CAMINOS SIN RETORNO
Antes mi madre hablaba de la vida y del trabajo. De las vecinas y sus hijos y sus padres. Del pobre Fulanito, que se había muerto de repente con solo cincuenta años. De cómo crecían las plantas en el huerto. De sus nietos y de su infancia en el pueblo. Antes mi madre me escuchaba cuando iba a visitarla. Me daba su opinión y comentábamos mis cosas y la suyas. Interactuábamos, que se dice ahora. Respetaba mi turno y no metía cuñas. Ni volvía a lo suyo en cuanto le tocaba responder.
Al final no. Al final solo hablaba de los médicos. Del Sintrom y de la próxima consulta. De que llamaba al ambulatorio para pedir cita y no le cogían el teléfono. De que se quería comprar un andador. Para entonces hacía meses que ni mencionaba las broncas con sus amigas, esas que se echó cuando empezó a salir tras la muerte de papá y antes de quedar prisionera en su salón.
Lo de papá fue otra cosa. La cabeza se le empezó a ir de repente y se saltó esa etapa de hablar de ambulatorios y pastillas. Se perdió en su universo de clavos y martillos y nunca más supimos lo que pasaba por su mente. No había forma de saber si sufría, salvo algunas veces por su expresión de hastío y de fatiga, que era como una queja susurrada a la nada: “Un día más aquí”. Y es por eso que no sé qué es peor: si olvidarse del mundo y encerrarse en un universo imaginario que nos conduce poco a poco hacia la infancia hasta hacernos desaparecer en el pasado como en el caso de papá, o bien una progresiva e irrevocable marcha hacia la invalidez y la dependencia de la química que nos llevará al mismo lugar, pero con total consciencia de nuestro deterioro.

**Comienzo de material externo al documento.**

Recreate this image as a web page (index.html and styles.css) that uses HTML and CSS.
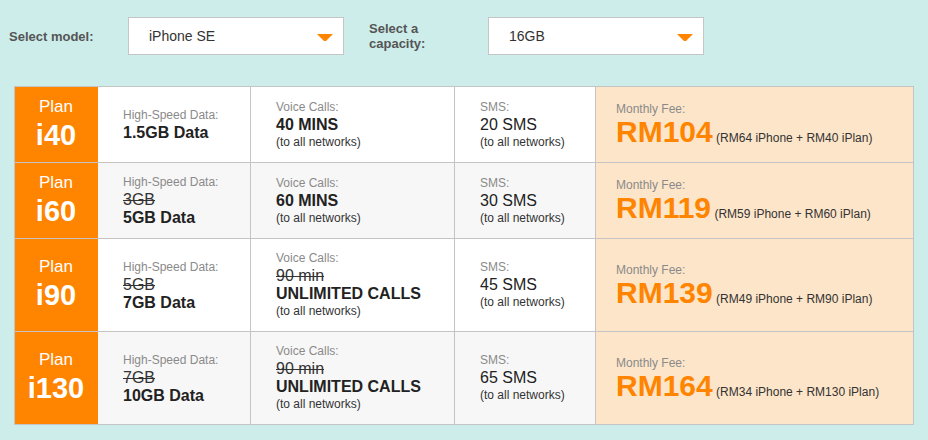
FILE: index.html
```html
<!DOCTYPE html>
<html lang="en">
<head>
<meta charset="utf-8">
<title>iPhone plans</title>
<link rel="stylesheet" href="styles.css">
</head>
<body>
<div class="filters">
  <div class="field">
    <label class="field-label">Select model:</label>
    <div class="select"><span>iPhone SE</span><svg class="caret" width="16" height="7" viewBox="0 0 16 7"><polygon points="0,0 16,0 9,7 7,7" fill="#ff8400"/></svg></div>
  </div>
  <div class="field">
    <label class="field-label">Select a capacity:</label>
    <div class="select"><span>16GB</span><svg class="caret" width="16" height="7" viewBox="0 0 16 7"><polygon points="0,0 16,0 9,7 7,7" fill="#ff8400"/></svg></div>
  </div>
</div>

<div class="plans">
  <!-- Row 1 -->
  <div class="cell plan"><div class="plan-word">Plan</div><div class="plan-name">i40</div></div>
  <div class="cell"><div class="lbl">High-Speed Data:</div><div class="val">1.5GB Data</div></div>
  <div class="cell"><div class="lbl">Voice Calls:</div><div class="val">40 MINS</div><div class="note">(to all networks)</div></div>
  <div class="cell"><div class="lbl">SMS:</div><div class="reg">20 SMS</div><div class="note">(to all networks)</div></div>
  <div class="cell fee"><div class="lbl">Monthly Fee:</div><div class="fee-line"><b class="price">RM104</b> (RM64 iPhone + RM40 iPlan)</div></div>

  <!-- Row 2 -->
  <div class="cell plan"><div class="plan-word">Plan</div><div class="plan-name">i60</div></div>
  <div class="cell alt"><div class="lbl">High-Speed Data:</div><div class="old">3GB</div><div class="val">5GB Data</div></div>
  <div class="cell alt"><div class="lbl">Voice Calls:</div><div class="val">60 MINS</div><div class="note">(to all networks)</div></div>
  <div class="cell alt"><div class="lbl">SMS:</div><div class="reg">30 SMS</div><div class="note">(to all networks)</div></div>
  <div class="cell fee"><div class="lbl">Monthly Fee:</div><div class="fee-line"><b class="price">RM119</b> (RM59 iPhone + RM60 iPlan)</div></div>

  <!-- Row 3 -->
  <div class="cell plan"><div class="plan-word">Plan</div><div class="plan-name">i90</div></div>
  <div class="cell"><div class="lbl">High-Speed Data:</div><div class="old">5GB</div><div class="val">7GB Data</div></div>
  <div class="cell"><div class="lbl">Voice Calls:</div><div class="old">90 min</div><div class="val">UNLIMITED CALLS</div><div class="note">(to all networks)</div></div>
  <div class="cell"><div class="lbl">SMS:</div><div class="reg">45 SMS</div><div class="note">(to all networks)</div></div>
  <div class="cell fee"><div class="lbl">Monthly Fee:</div><div class="fee-line"><b class="price">RM139</b> (RM49 iPhone + RM90 iPlan)</div></div>

  <!-- Row 4 -->
  <div class="cell plan"><div class="plan-word">Plan</div><div class="plan-name">i130</div></div>
  <div class="cell alt"><div class="lbl">High-Speed Data:</div><div class="old">7GB</div><div class="val">10GB Data</div></div>
  <div class="cell alt"><div class="lbl">Voice Calls:</div><div class="old">90 min</div><div class="val">UNLIMITED CALLS</div><div class="note">(to all networks)</div></div>
  <div class="cell alt"><div class="lbl">SMS:</div><div class="reg">65 SMS</div><div class="note">(to all networks)</div></div>
  <div class="cell fee"><div class="lbl">Monthly Fee:</div><div class="fee-line"><b class="price">RM164</b> (RM34 iPhone + RM130 iPlan)</div></div>
</div>
</body>
</html>
```

FILE: styles.css
```css
html, body {
  margin: 0;
  padding: 0;
  background: #cdedea;
  font-family: "Liberation Sans", Arial, Helvetica, sans-serif;
  color: #222;
}

.filters {
  display: flex;
  align-items: center;
  gap: 25px;
  padding: 17px 0 0 9px;
  height: 38px;
}

.field {
  display: flex;
  align-items: center;
}

.field-label {
  width: 104px;
  margin-right: 15px;
  font-size: 13px;
  font-weight: bold;
  line-height: 15px;
  color: #555;
}

.select {
  box-sizing: border-box;
  width: 216px;
  height: 38px;
  background: #fff;
  border: 1px solid #c6c6c6;
  padding: 0 10px 0 20px;
  display: flex;
  align-items: center;
  justify-content: space-between;
  font-size: 14px;
  color: #333;
}

.caret {
  display: block;
  margin-top: 2px;
}

.plans {
  margin: 31px 0 0 14px;
  width: 900px;
  box-sizing: border-box;
  display: grid;
  grid-template-columns: 82px 152px 203px 140px 317px;
  grid-template-rows: 75px 75px 92px 92px;
  gap: 1px;
  padding: 1px;
  background: #c4c4c4;
}

.cell {
  background: #fff;
  display: flex;
  flex-direction: column;
  justify-content: center;
  padding-left: 25px;
}

.cell.alt {
  background: #f7f7f7;
}

.cell.plan {
  background: #ff8400;
  padding-left: 0;
  align-items: center;
  color: #fff;
  box-shadow: 1px 0 0 #ff8400;
}

.plan-word {
  font-size: 17px;
  line-height: 20px;
}

.plan-name {
  font-size: 29px;
  font-weight: bold;
  line-height: 36px;
}

.lbl {
  font-size: 12px;
  line-height: 17px;
  color: #8a8a8a;
}

.val {
  font-size: 16px;
  font-weight: bold;
  line-height: 18px;
  color: #222;
}

.reg {
  font-size: 16px;
  line-height: 18px;
  color: #222;
}

.old {
  font-size: 16px;
  line-height: 18px;
  color: #333;
  text-decoration: line-through;
}

.note {
  font-size: 12px;
  line-height: 17px;
  color: #333;
}

.cell.fee {
  background: #fde5c9;
  padding-left: 20px;
}

.fee-line {
  font-size: 12px;
  line-height: 12px;
  color: #333;
  margin-bottom: 2px;
}

.price {
  font-size: 30px;
  line-height: 28px;
  font-weight: bold;
  color: #ff8400;
}
```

Quizá mamá lo sabía y decidió saltárselo. Y la mañana del 18 de diciembre del pasado año tuvo un accidente. Y la noche del 22 al 23 se fue. O tomó un atajo, que es lo que yo decía. Se fue en unas horas, antes del andador y luego de la silla de ruedas y luego de la cama. Porque quería estar con papá y conocía el camino, largo y doloroso, que la separaba de él. Y aquella madrugada sin Covid ni mascarillas se durmió para siempre, como ella había querido, con uno de sus hijos a su lado, sin reanimaciones ni quirófanos ni tubos de colores. Con la dignidad de quien decide que ha cumplido y la hora le ha llegado. Nos lo había pedido, meses antes, cuando lo del Sintrom: “No quiero que me mantengáis con vida”- dijo. Y así fue. Tal vez por eso el médico, cuando el día del accidente habló conmigo, se mostró tan sorprendido ante mi determinación: “¿No vas a hablar con tus hermanos?”- dijo. Y yo respondí que no hacía falta, que era su voluntad y todos lo sabíamos. Unos minutos antes, cuando el doctor examinaba a mi madre, le preguntó, señalándome- “¿Esta quién es?”. “Mi hija la pequeña”- dijo. “¿Cómo se llama?”- la interpeló el doctor. “”Inmaculada”- fue la respuesta. “¿Dónde trabaja?”- preguntó de nuevo el médico.
Mi madre guardó silencio y en su cara apareció esa expresión que utilizaba cuando intentaba recordar dónde había dejado las tijeras. Se mantuvo un rato meditando, apretó los labios y al fin dijo:
“¿Sabe, doctor? A mi hija, lo que de verdad le gusta, es escribir”.
Fueron las últimas palabras que le oí decir de mí.